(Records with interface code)
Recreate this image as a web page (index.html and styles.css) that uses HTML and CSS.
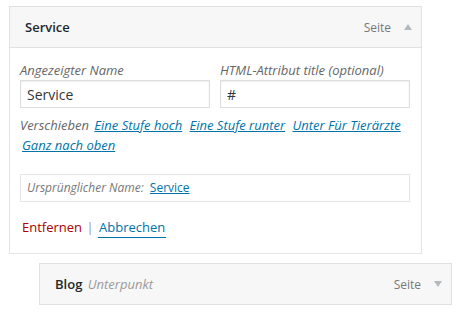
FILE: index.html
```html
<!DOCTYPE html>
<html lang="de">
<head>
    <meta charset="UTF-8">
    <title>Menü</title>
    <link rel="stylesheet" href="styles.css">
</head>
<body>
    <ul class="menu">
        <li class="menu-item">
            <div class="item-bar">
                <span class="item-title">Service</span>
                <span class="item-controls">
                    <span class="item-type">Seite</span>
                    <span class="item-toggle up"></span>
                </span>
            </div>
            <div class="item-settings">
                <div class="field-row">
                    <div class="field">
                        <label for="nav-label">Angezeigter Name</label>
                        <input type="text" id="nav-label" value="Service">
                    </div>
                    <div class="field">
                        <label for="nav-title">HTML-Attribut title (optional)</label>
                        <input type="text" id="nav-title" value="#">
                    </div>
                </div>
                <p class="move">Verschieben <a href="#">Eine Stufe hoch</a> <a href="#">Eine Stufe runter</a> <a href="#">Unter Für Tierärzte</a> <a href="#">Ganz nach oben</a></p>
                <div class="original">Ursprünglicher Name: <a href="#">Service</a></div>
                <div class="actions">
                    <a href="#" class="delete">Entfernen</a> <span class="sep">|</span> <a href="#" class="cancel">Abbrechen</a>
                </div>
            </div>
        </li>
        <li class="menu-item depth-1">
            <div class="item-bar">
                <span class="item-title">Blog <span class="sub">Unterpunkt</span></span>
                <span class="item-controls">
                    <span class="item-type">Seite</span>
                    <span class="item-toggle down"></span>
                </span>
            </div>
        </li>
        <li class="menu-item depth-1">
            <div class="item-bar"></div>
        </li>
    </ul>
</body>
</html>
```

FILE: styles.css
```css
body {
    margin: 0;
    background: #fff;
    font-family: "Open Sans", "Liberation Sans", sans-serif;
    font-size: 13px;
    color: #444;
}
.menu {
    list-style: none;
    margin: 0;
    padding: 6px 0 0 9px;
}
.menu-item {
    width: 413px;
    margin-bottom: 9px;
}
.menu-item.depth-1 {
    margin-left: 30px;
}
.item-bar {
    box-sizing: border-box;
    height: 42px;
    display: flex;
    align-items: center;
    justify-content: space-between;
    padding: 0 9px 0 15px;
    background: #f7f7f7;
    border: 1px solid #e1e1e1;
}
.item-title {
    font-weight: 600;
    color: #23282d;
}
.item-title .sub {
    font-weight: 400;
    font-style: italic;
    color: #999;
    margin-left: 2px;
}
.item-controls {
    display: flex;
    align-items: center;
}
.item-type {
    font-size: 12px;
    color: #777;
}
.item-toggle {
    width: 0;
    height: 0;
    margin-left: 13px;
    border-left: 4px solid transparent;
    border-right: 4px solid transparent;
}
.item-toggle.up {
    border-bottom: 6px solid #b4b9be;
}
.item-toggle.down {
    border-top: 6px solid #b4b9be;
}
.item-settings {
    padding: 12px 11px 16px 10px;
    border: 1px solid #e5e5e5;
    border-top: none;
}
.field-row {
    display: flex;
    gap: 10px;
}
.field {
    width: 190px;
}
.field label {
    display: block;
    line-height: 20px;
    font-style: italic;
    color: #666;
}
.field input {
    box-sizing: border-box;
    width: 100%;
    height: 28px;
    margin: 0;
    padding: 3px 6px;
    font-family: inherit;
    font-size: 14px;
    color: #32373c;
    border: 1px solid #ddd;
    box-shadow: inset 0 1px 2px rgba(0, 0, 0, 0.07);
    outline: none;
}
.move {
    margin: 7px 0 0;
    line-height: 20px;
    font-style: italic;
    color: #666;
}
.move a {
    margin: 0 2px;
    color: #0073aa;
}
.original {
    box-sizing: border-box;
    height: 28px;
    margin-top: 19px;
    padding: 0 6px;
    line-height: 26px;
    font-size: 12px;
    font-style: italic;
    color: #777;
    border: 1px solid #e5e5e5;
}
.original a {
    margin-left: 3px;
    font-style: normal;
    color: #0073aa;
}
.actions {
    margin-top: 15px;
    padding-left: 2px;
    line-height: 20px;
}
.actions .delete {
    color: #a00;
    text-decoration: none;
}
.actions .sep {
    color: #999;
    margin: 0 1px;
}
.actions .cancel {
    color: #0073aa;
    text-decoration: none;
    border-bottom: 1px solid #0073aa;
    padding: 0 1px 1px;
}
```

==

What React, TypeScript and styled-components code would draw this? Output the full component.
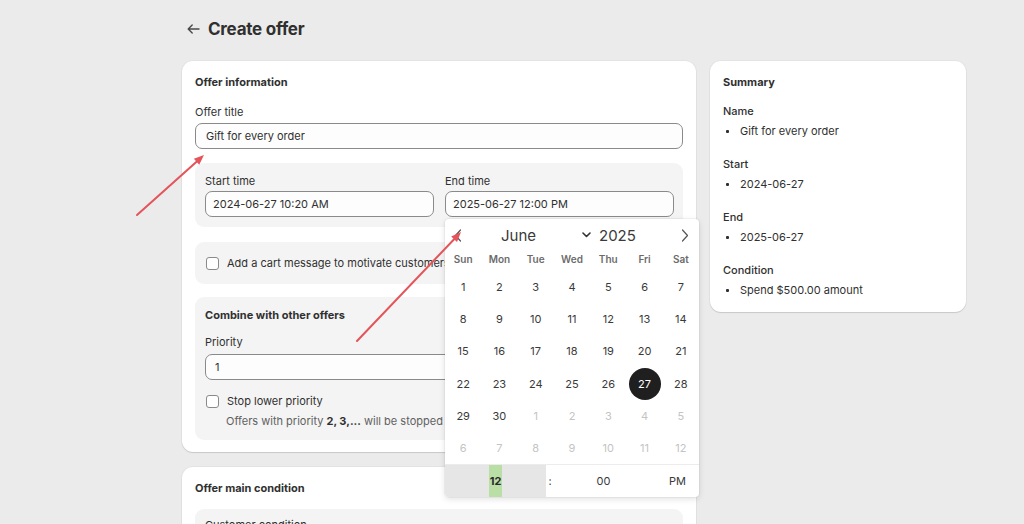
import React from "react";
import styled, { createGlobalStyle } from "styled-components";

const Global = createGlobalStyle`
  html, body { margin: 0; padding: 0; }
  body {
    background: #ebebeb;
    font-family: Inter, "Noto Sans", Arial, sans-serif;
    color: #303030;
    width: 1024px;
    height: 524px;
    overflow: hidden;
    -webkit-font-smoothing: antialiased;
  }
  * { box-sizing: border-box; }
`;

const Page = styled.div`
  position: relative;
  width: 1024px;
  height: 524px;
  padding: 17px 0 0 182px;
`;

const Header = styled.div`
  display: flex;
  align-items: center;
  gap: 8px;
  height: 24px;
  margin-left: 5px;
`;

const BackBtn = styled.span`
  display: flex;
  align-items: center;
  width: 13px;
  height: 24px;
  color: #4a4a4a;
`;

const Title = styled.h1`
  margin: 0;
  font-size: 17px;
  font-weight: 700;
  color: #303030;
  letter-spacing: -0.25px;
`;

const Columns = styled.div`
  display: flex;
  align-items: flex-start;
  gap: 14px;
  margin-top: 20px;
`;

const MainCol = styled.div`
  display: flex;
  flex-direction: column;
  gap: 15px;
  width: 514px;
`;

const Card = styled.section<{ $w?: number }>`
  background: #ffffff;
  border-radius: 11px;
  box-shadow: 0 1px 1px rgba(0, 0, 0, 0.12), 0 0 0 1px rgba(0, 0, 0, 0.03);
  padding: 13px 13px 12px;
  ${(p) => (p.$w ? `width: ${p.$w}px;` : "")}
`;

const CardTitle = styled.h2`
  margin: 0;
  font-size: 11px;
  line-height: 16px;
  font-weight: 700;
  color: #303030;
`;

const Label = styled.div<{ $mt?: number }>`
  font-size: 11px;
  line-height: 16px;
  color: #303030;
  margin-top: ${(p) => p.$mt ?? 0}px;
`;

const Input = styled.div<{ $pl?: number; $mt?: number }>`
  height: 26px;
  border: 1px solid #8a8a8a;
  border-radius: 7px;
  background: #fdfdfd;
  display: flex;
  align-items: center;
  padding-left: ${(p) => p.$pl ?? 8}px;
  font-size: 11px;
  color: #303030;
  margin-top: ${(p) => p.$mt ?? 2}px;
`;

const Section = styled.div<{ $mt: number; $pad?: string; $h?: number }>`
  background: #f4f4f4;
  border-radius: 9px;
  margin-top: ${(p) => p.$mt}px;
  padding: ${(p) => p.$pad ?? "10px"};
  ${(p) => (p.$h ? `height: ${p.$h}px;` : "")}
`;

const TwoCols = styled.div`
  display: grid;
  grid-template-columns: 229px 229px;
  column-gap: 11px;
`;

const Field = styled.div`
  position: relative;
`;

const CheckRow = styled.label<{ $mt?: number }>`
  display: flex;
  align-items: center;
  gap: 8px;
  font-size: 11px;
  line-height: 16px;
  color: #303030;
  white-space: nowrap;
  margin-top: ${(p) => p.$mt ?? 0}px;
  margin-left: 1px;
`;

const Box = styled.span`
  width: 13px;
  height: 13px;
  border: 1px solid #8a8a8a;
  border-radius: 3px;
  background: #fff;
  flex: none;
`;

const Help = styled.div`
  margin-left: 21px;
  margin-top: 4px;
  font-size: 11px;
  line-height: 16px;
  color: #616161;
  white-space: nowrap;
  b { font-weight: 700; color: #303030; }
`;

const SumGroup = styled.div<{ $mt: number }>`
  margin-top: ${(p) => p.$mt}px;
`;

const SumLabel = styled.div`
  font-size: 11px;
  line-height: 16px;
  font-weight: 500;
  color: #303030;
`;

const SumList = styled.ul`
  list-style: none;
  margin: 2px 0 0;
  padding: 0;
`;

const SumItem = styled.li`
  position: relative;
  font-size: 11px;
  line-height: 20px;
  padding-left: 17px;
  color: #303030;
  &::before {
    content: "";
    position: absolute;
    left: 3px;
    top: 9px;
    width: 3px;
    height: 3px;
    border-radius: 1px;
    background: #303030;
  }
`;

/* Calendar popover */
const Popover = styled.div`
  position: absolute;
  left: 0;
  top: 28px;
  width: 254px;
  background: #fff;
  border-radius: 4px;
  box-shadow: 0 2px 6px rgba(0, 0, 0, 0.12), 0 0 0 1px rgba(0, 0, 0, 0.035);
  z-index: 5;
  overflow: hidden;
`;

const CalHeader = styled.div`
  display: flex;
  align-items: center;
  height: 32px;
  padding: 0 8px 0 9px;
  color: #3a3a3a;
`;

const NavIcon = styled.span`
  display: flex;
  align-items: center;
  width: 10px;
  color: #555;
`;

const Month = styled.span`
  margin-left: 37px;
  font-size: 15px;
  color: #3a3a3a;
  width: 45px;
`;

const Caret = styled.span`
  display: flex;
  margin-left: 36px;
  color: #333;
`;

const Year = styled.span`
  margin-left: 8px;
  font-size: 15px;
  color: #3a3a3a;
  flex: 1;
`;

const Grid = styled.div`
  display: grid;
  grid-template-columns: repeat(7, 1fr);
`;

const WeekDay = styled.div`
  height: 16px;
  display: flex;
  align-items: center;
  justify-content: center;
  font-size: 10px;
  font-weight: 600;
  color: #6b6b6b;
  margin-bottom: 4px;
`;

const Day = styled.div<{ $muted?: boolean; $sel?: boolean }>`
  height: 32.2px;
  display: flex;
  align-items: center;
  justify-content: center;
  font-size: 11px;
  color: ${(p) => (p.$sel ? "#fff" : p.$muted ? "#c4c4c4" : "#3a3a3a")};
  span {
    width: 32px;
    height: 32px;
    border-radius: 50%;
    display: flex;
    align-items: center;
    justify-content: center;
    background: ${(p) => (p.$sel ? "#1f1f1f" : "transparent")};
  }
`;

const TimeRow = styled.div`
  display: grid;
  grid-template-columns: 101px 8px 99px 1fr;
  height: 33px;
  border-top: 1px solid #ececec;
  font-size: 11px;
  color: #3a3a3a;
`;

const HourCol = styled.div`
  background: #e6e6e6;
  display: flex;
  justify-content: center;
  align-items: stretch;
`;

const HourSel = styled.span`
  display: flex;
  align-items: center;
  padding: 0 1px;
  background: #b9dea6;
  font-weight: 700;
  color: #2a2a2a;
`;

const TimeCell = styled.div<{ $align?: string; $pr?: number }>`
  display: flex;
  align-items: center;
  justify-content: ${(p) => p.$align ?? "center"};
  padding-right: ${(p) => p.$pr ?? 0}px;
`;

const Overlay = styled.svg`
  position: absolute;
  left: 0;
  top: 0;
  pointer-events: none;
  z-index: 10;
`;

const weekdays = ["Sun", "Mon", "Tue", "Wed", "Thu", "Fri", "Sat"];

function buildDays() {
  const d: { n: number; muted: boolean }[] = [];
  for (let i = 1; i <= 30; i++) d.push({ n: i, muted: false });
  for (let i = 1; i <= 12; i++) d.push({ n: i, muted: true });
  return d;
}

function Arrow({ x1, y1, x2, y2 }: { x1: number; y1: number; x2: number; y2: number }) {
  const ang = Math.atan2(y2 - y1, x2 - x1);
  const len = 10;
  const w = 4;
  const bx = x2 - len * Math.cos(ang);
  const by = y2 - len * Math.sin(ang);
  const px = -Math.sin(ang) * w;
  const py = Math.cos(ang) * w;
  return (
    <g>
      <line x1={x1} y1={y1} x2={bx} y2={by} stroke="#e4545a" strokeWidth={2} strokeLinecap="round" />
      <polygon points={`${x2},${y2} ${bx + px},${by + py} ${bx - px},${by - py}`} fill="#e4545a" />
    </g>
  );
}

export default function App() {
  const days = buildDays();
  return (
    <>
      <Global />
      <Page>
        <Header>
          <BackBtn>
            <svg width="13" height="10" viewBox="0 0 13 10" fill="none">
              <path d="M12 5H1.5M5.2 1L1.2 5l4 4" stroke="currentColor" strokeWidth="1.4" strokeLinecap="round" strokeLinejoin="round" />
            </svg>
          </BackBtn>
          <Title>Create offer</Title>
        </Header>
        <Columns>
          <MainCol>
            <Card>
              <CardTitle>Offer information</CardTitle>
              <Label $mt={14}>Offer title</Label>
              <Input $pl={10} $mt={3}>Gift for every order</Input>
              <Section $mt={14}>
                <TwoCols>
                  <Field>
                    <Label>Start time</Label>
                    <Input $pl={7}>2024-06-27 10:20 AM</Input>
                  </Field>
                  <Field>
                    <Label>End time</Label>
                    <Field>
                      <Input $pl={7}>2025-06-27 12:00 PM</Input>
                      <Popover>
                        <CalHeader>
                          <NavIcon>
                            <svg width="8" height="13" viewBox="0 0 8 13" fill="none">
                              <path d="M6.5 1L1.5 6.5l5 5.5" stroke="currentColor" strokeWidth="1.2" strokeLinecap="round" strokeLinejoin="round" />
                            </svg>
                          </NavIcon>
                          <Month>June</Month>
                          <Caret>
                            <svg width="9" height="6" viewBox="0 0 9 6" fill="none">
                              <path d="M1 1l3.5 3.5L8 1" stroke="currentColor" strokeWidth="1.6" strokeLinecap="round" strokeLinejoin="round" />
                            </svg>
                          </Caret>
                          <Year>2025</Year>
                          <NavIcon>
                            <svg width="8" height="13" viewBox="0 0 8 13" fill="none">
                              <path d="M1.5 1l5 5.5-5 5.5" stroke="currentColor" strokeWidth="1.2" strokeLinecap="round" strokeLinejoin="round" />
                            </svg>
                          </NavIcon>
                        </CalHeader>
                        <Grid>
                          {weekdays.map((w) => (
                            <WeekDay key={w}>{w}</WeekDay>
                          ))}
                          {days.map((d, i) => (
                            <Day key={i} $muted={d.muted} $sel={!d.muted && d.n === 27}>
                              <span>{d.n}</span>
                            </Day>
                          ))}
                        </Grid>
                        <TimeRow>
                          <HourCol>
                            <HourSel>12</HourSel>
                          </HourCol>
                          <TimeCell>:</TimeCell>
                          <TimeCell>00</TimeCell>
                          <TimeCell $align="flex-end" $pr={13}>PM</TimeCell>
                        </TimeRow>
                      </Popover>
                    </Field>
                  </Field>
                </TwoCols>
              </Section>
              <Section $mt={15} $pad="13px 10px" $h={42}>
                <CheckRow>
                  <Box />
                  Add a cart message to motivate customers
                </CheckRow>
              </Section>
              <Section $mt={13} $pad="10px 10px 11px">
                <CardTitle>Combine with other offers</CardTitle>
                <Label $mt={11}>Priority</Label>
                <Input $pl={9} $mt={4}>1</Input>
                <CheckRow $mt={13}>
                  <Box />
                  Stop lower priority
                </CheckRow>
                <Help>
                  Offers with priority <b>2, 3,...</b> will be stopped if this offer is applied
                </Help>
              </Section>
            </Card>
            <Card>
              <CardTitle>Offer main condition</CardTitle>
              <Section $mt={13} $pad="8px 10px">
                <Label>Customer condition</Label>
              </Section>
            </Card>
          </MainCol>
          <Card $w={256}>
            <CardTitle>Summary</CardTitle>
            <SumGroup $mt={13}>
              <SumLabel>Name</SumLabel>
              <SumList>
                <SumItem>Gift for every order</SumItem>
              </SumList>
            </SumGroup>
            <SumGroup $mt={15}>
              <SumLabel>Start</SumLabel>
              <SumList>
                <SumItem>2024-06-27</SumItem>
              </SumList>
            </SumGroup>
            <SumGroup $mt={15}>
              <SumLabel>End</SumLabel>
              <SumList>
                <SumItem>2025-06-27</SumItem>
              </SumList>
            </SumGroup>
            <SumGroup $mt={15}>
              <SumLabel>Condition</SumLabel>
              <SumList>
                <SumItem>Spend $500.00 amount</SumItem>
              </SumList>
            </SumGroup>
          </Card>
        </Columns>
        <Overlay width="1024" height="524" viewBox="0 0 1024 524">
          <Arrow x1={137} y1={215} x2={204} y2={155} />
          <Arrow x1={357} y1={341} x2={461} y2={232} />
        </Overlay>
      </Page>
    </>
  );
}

WHAT TO WORK ON :: Compute how many lines include the string "React", then give that number by itself.

RESULT :: 2